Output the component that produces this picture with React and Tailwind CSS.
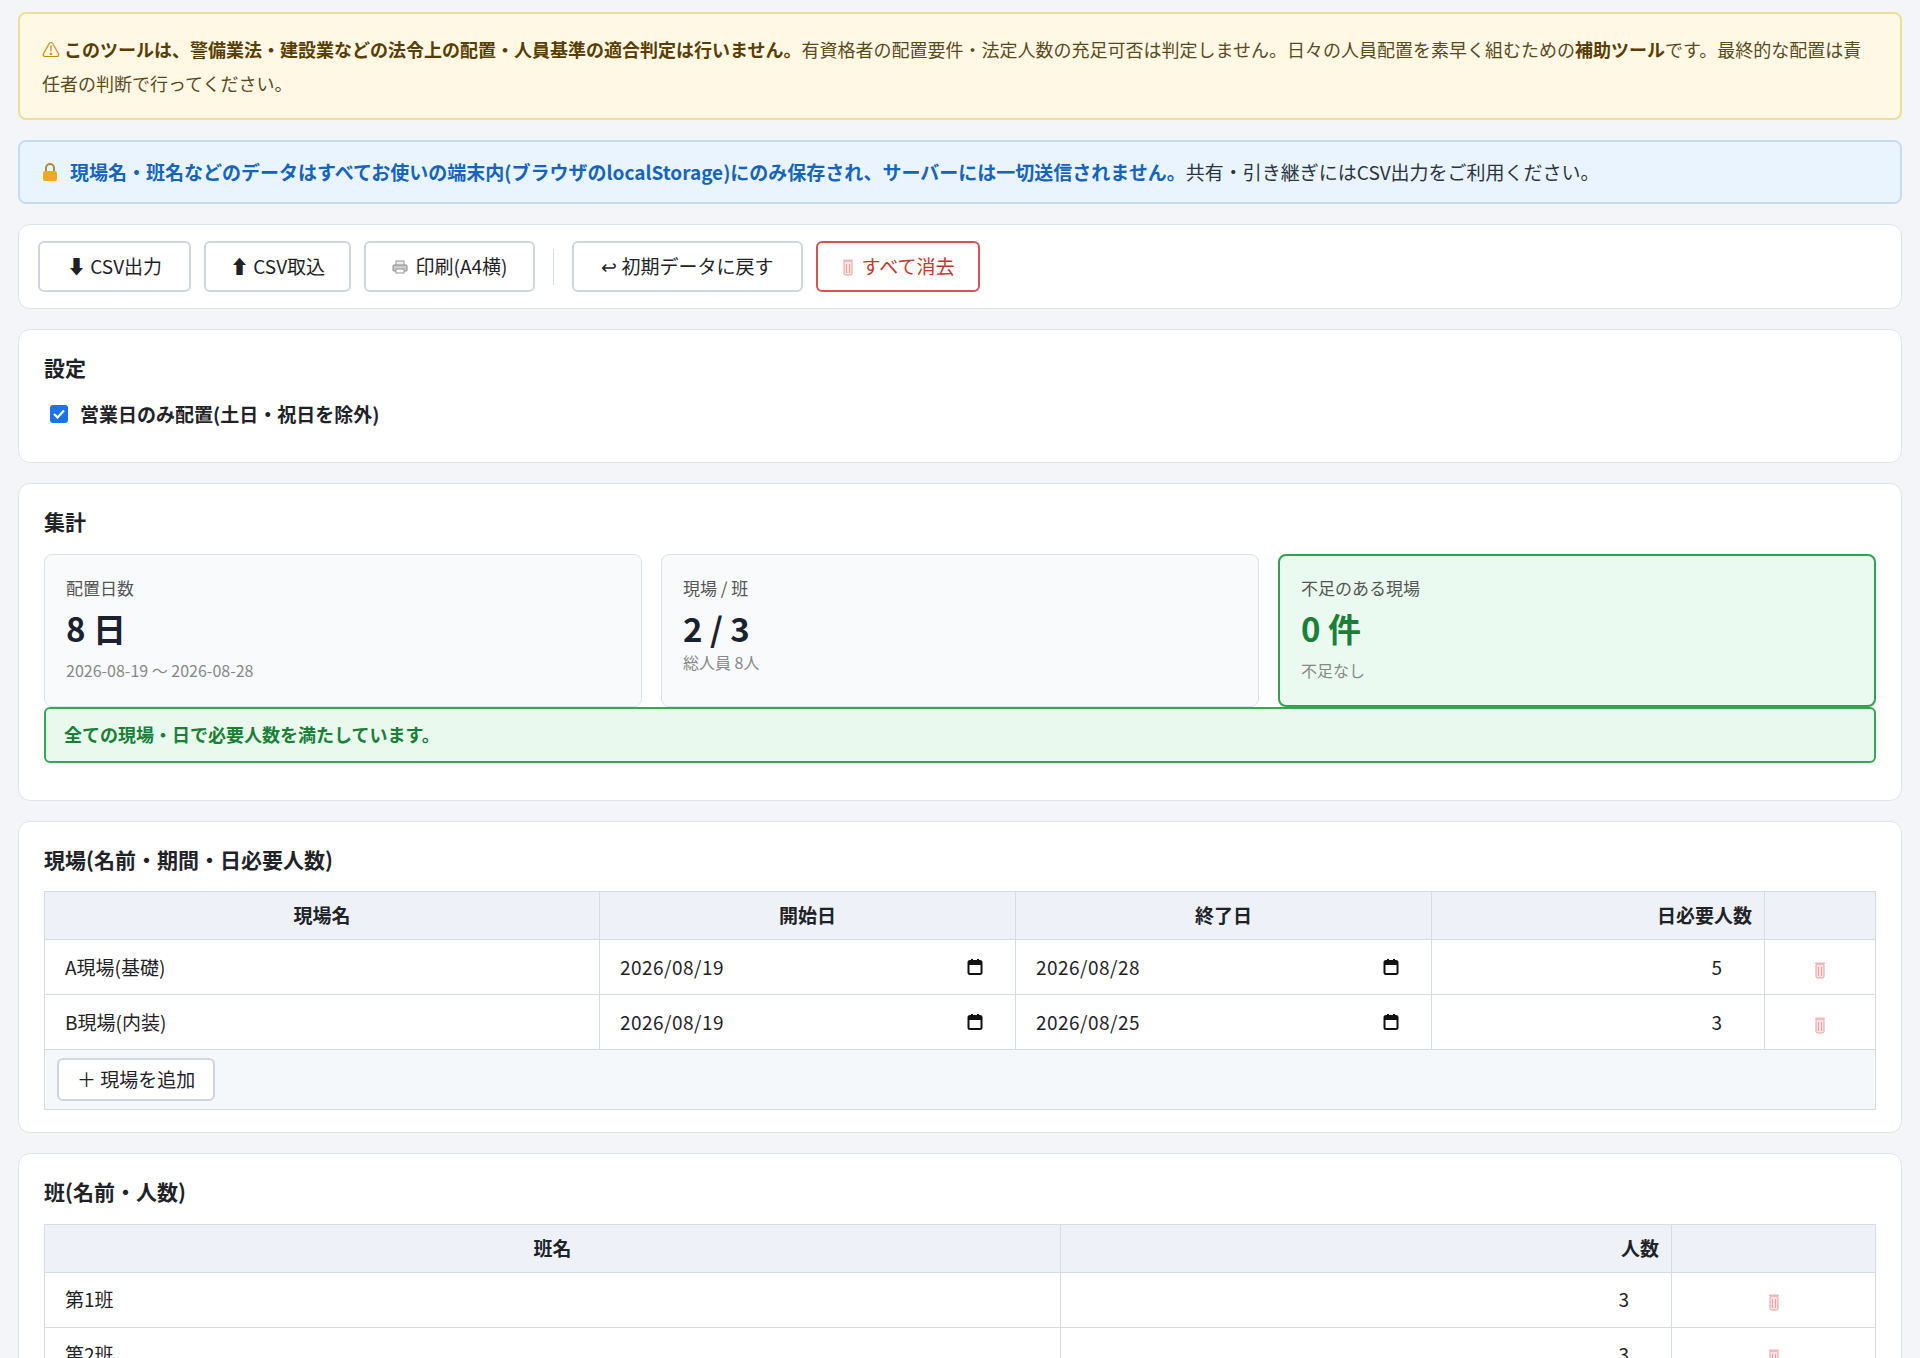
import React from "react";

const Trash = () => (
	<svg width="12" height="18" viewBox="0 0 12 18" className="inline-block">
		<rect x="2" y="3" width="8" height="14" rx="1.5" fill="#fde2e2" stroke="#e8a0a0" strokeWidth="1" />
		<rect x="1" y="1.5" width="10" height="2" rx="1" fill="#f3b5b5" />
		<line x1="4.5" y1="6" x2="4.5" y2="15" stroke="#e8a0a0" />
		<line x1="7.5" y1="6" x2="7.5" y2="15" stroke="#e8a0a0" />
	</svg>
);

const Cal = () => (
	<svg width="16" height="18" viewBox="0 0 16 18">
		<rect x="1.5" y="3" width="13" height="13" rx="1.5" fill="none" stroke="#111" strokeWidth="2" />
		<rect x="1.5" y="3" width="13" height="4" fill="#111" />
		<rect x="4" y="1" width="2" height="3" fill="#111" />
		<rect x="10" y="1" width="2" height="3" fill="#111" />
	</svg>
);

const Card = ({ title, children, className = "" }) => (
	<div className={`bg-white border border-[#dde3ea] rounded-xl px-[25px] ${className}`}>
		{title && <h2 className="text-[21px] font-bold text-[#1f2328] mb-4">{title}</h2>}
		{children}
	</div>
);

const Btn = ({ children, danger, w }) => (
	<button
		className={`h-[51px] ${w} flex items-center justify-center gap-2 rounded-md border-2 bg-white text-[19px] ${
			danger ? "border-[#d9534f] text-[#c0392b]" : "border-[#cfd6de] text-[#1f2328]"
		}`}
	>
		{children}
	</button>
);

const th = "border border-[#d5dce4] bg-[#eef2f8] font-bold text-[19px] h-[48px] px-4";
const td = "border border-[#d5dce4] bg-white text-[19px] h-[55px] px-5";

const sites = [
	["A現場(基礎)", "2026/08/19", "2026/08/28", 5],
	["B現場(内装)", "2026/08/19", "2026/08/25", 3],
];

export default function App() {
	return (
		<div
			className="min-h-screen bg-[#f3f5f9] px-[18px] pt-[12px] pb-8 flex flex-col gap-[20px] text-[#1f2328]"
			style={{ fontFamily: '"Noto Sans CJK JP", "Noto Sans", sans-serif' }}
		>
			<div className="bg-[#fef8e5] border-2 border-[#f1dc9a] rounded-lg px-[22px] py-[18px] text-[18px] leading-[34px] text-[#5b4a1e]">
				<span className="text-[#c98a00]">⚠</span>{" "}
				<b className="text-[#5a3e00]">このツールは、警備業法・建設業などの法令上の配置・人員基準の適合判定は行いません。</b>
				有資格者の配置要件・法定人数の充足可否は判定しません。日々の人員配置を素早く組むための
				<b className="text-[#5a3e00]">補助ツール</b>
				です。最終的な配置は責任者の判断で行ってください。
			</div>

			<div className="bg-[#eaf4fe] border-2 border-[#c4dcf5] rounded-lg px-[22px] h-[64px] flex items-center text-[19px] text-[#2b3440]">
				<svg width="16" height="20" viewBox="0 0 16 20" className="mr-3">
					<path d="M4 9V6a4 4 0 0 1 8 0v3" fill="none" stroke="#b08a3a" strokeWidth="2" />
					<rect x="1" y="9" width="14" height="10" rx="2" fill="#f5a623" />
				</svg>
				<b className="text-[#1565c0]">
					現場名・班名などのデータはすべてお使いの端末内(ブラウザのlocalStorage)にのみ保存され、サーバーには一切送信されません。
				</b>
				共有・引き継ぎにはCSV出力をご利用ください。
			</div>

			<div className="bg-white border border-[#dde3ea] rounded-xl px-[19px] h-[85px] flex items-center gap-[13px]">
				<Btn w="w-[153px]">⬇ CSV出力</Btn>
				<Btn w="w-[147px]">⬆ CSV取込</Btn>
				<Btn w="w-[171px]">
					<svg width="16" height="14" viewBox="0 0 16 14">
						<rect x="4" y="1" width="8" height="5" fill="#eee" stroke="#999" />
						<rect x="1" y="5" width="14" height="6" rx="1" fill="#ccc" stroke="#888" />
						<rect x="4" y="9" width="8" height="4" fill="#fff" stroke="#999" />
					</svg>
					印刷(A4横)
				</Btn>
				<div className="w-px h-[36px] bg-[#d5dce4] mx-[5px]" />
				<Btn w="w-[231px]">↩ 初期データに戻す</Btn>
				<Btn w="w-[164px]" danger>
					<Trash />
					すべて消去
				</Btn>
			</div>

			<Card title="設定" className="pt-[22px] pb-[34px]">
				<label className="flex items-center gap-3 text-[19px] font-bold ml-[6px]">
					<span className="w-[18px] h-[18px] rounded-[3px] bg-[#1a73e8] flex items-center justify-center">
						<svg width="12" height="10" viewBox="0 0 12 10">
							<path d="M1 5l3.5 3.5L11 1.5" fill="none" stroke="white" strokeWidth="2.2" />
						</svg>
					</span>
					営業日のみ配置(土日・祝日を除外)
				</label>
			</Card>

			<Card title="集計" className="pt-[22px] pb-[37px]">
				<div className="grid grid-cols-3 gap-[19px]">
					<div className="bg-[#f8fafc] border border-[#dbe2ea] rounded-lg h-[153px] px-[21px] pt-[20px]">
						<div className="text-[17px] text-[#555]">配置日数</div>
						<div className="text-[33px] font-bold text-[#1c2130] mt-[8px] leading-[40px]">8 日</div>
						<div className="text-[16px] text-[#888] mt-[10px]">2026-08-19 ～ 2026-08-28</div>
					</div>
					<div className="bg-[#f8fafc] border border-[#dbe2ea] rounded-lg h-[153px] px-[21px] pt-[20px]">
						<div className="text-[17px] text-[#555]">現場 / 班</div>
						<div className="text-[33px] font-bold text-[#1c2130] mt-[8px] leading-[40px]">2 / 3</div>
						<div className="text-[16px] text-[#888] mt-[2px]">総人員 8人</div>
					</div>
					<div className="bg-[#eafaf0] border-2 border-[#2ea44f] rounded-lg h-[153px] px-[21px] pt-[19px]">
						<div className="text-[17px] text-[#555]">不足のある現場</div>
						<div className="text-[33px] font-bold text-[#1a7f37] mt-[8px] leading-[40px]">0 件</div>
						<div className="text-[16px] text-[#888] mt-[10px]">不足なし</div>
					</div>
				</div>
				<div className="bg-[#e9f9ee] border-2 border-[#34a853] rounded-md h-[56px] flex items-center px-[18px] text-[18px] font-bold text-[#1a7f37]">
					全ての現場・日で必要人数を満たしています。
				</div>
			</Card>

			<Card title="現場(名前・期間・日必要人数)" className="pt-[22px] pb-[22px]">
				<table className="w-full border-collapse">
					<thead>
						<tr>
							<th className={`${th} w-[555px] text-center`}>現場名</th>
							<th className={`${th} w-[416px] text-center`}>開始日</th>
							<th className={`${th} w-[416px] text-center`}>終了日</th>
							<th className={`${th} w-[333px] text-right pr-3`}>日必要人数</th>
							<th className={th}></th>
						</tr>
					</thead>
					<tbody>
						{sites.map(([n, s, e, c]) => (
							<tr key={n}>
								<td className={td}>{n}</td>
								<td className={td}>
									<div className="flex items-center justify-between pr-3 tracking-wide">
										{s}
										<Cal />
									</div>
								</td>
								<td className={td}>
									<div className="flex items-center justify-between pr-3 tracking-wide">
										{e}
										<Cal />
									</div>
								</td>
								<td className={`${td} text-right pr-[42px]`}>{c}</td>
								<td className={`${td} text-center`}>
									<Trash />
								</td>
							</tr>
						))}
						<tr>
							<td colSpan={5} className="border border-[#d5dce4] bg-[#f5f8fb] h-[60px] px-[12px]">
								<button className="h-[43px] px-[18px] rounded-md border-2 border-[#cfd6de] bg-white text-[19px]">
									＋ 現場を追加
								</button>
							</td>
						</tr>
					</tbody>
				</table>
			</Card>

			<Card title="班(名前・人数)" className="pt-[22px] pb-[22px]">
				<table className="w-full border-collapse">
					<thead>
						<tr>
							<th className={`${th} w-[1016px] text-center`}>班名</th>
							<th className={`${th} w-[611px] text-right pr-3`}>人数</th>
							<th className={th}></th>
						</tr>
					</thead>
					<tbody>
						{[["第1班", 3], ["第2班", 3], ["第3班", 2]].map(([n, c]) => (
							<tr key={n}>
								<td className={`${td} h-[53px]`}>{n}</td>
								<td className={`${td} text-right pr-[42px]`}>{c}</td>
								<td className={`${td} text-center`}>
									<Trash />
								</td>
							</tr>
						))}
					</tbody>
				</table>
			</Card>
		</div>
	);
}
■ ■ ■ ■ ■
*WHAT IS BEING ASKED*
Emit the lines of the material exactly, from its first line to the line containing "import React from", inclusive; leave every picture out.

*EXERCISE OUTPUT*
Output the component that produces this picture with React and Tailwind CSS.
import React from "react";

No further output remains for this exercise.